Lucky it was a J.

The 2011 Lipton Cup was sailed in true Port Philip conditions, from 10 knot North Easterly, through to 30 knot South Westerly on Saturday. Mix this with blinding rain that persisted all day, and you have conditions that test the best of us. Fortunately the weather improved on the Sunday however most of the fleet stayed on shore, as the previous day was enough.

Simon Grain and Lisa Simonov won the regatta with 4 straight wins, their boat Make My Jay, was quick, well sailed and when required picked shifts that pulled them up through the fleet to win yet another race.

There was another event that took place that day that made me feel 1, glad that our crew competed (as we only decided to sail the previous day) and 2, that I sailed such a great boat as a J24.

In the third race the wind had turned to the South west and kicked in at recorded 30 knots.

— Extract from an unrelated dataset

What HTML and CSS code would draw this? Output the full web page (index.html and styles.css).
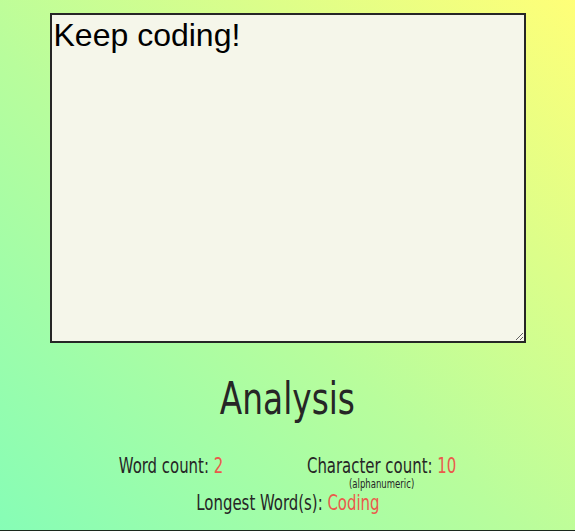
FILE: index.html
```html
<!DOCTYPE html>
<html>
<head>
<meta charset="utf-8">
<link rel="stylesheet" href="styles.css">
</head>
<body>
<main class="page">
  <textarea class="editor">Keep coding!</textarea>
  <h1 class="title">Analysis</h1>
  <div class="stats">
    <div class="stat">Word count: <span class="val">2</span></div>
    <div class="stat stat-char">
      <div>Character count: <span class="val">10</span></div>
      <div class="note">(alphanumeric)</div>
    </div>
  </div>
  <div class="longest">Longest Word(s): <span class="val">Coding</span></div>
</main>
<div class="footer-edge"></div>
</body>
</html>
```
FILE: styles.css
```css
html, body {
  margin: 0;
  height: 100%;
}
body {
  background: linear-gradient(to top right, #86fdb6 0%, #b8fd9c 45%, #ffff78 100%);
  overflow: hidden;
  font-family: "DejaVu Sans Condensed", "Liberation Sans Narrow", "Liberation Sans", sans-serif;
  color: #262626;
  display: flex;
  flex-direction: column;
  height: 531px;
}
.page {
  flex: 1;
  display: flex;
  flex-direction: column;
  align-items: center;
  padding-top: 13px;
}
.editor {
  box-sizing: border-box;
  width: 476px;
  height: 330px;
  margin: 0;
  border: 2px solid #262626;
  background: #f5f6ea;
  font-family: "Liberation Sans", Arial, sans-serif;
  font-size: 32px;
  padding: 2px;
  color: #000;
  resize: both;
  outline: none;
}
.title {
  margin: 27px 0 0;
  font-size: 45px;
  font-weight: 400;
  line-height: 58px;
  transform: scaleX(0.81);
}
.stats {
  display: flex;
  gap: 106px;
  margin-top: 26px;
  font-size: 21px;
  line-height: 24px;
  transform: scaleX(0.79);
}
.stat-char {
  display: flex;
  flex-direction: column;
  align-items: center;
}
.note {
  font-size: 12px;
  line-height: 13px;
}
.val {
  color: #ea5a4b;
}
.longest {
  margin-top: 0;
  font-size: 21px;
  line-height: 24px;
  transform: scaleX(0.79);
}
.footer-edge {
  height: 1px;
  background: #1c2a1e;
}
```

After a screaming downwind run with the spinnakers Simon and I rounded the bottom mark together, back on the wind, we sailed lower and both boats were about ten boat lengths apart on port tack with Simon slightly astern and to windward.

My crew alerted me that there was a boat from another division that was on starboard and hardly moving, we bore away and as we passed astern we could see that the boat was a mess with her headsail half furled and two crew occupied with something going on in the open cockpit. The boat’s crew shouted “we have a man overboard”, which sent a shock right through the whole of our crew, we replied “where”, one pointed directly down wind. Through the blinding rain we could just see a tiny black shape about 200 meters away.

Jack on the bow tripped the jib, and kept his eyes firmly on the MOB, whilst Matt eased the vang and Michael readied the life ring, the MOB was waving his arm and as we approached we assured him and asked him to keep calm.

Our first pass was too quick and we felt that the wind was too strong to throw the life ring as it would never have made it. Our second pass, much slower allowed the MOB to swim to the windward side of the J where it took all three of my crew to get him on board.

Dominic was ash white, shaking and exhausted, we put him down in the cabin where Jack kept a eye on him. It was only then that I looked around to see that through the rain the only other boat I could see was the stricken yacht, no one else was in sight.

The stricken yacht had managed to bare away and was able to run down wind some distance away, we both headed to the nearest harbour at RYCV.

Dominic advised us that there was a injured crew on the other yacht and that the events that caused his injury had caused his fall from the boat.

I estimate that Dominic would have been in the water for a minimum of ten to fifteen minutes, we were concerned that he might be effected by shock so I got Jack to keep eye on his condition all the whole way home.

J24’s are great to sail in tight windy conditions, their low free board made getting Dominic on board much easier, and the speed in which we could do a second pass,  took some of the panic out of the situation. Had we been in a much bigger boat, this MOB rescue would have been much harder and taken a lot longer, of that I am sure.

When we entered to harbour, the stricken yacht managed to get assistance from a rescue boat who rushed the injured crew to a waiting ambulance.

After we had docked we were met by the crew of the other yacht who thanked us and advised us that they could never have been able to pick up Dominic.

Lessons learnt were, 1: the stricken yacht should have sent off a flare. 2: radioed for assistanc.e 3: waved their arms to alert us or others. However, there were only two of them and one was preoccupied looking after the third injured crew. Makes sailing a four man keelboat hard in 30 knots single handed.

On reflection, my crew and I agreed that we had all had a rewarding and special day, as no one else knew Dominic was out there until we reported what had happened when we came ashore. We later learnt that the race was shortened due to the wind strength and reduced vision of 100 meters.

Special thanks to Jack Crawford, Matt Weston and Michael Lewenhagen, crew of Bruschetta VI.


Note from Simon Grain. Hugo’s actions quite probably saved Dominic’s life on Saturday. The visibility was terrible with heavy driving rain, rising seas and lots of spray making looking to windward almost impossible and painful. This might have meant that no other boat would have seen him in the water. This is a very sobering thought, as losing a crew member overboard can happen in the blink of an eye to any of us on the water in these conditions. Make sure you practice your man overboard retrieval in all kinds of weather. Hugo was awarded redress and scored an equal first place in this race and came second overall in the Lipton Cup.

1 thought on “Lucky it was a J.”

  1. Yes well done bruschetta crew-helping a fellow human being in trouble, far out weighs the joy of winning a race. Would like to think all fellow yachties would do the same.